楽しい会話

母のいる施設に行くと、たまに楽しいことがある。他の入居者の方と会話できた時である。先日行くと新しく入ってきた方で、クレーマーっぽい女性がいらした。例えばおやつの時間、母は要介護5なので、どうしても全てゼリー状になる。その方は結構お元気なので普通のカステラだった。母のゼリーを見つけると「私もゼリーが良かった。選択できるなら、どうして前もって教えてくれないの?不親切じゃない。」と怒り始めた。私や職員の方が説明しても、聞き入れない。私はほうほうの体で逃げ帰ってきた。

しばらくして行った時、かの人はなんと母の隣に座っていた。一瞬怖気づいたが、「理解されるより理解することを」と思い、お話することにした。しかし今度は母の前に座っている方が私をじっと見て「毎日来てる」と大声をあげた。これも事実と違うので、少したじろいだが、すぐお近くにいた職員の方が「どなたが毎日いらしてるんですか?」と話しかけてくれたので、とりあえず母の隣の方とお話することにした。話してみるとその方は、母より一つだけ年下だった。とてもしっかりなさった方で、この人(母のこと)はいつも車椅子なのか、とか話はしないのか、とか母に何があったのかという様なことを聞いてくる。いい機会だと、わかってもわからなくても少し専門的な以下の会話をした。

クラスの方から頂いたお花。美しいお花と芳香が幸せな空気を作ってくれた。

クラスの方から頂いたお花。美しいお花と芳香が幸せな空気を作ってくれた。

「母は自分の家で、左側の脳に出血して倒れたんです。父が暫く気がつかなかったので、多量に出血をして当時は生きるか死ぬかでした。」「あんたは気がつかなかったの?」「毎日来てる。」「私の家は実家から一時間半以上、車で行っても電車で行ってもかかるし、でも前から『台所は温度差があるから危ない。』と言ってたんですけどね。」「毎日来てる。」「何もできないの?車椅子には座ってるわね。」「ええ。不幸なことに左脳だったので、右手が使えなくなって。。。」「ああ、脳と体は左右反対に出るんだわよね。」「よくご存知ですね。それから言語野という言語を司る所も母は左にあったので、言葉も出なくなり、こちらの言葉も理解が困難になりました。」「毎日来てる、毎日来てる。」「でもここに来てたべてるじゃない。」「ええ、お陰様でリハビリで左手で何とか食べれるようになりました。」「毎日来てる。」と合いの手が頻繁になってきたが、負けずに話す。「うちの母は四年前に倒れたのですよ。お宅様はお元気でお話できるし、羨ましいです。」と言ったら、その方は少し悪そうなお顔をなさった。本当はやさしい方なのだろう。

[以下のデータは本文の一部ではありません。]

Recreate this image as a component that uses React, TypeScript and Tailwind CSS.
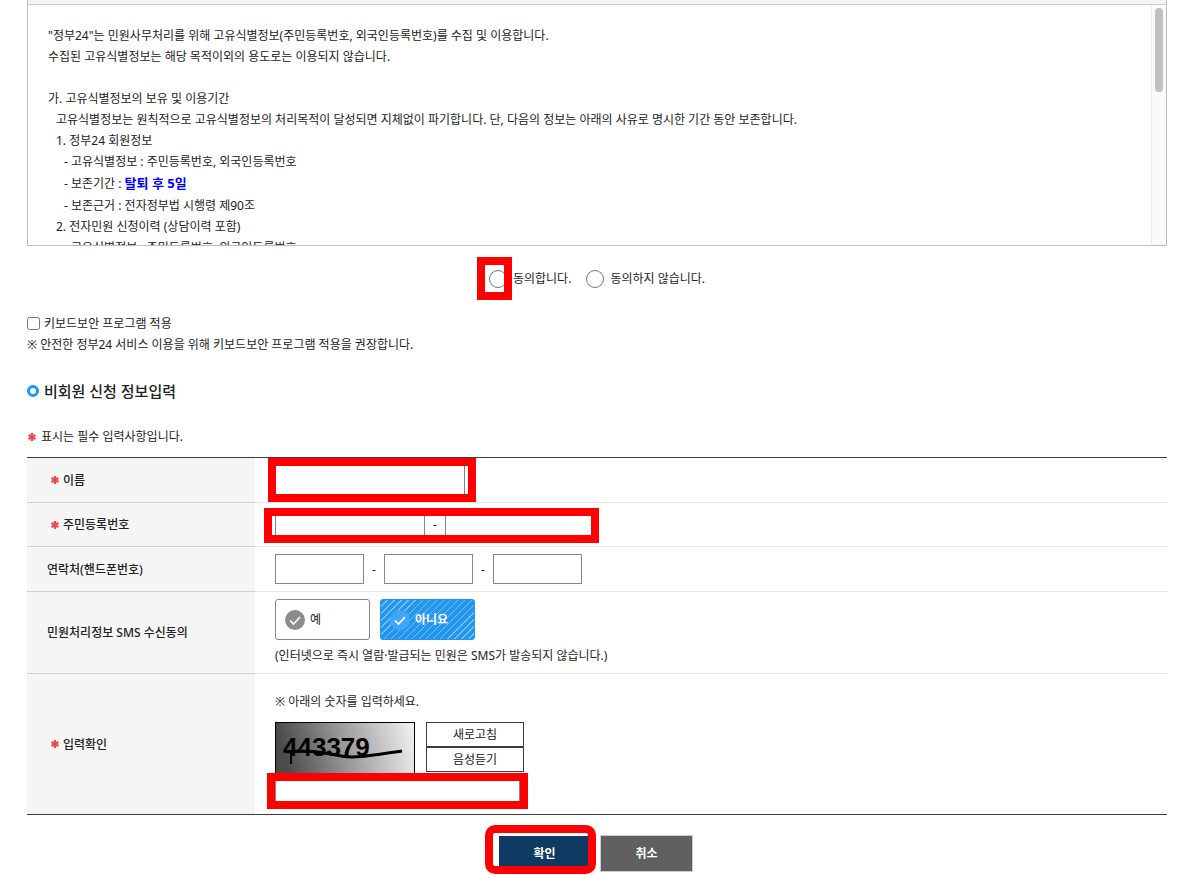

「毎日来てる。」と前の方の声が大きくなってきたので、もはや無視もできず、「私はここは近いので毎日来たいのですが、今週になって今日が始めてですよ。」それでも私を睨みつけるように「毎日来てる。」  と、母が顔をしかめて私に「帰れ。」と手を振った。ここが潮時かな、と思い「私は毎日は来てはいませんが、いつも母のことを心配しているので私の生霊は毎日来ているかもしれません。」と大声で返してその場を後にした。職員さん達の笑い声を背に聞きながら。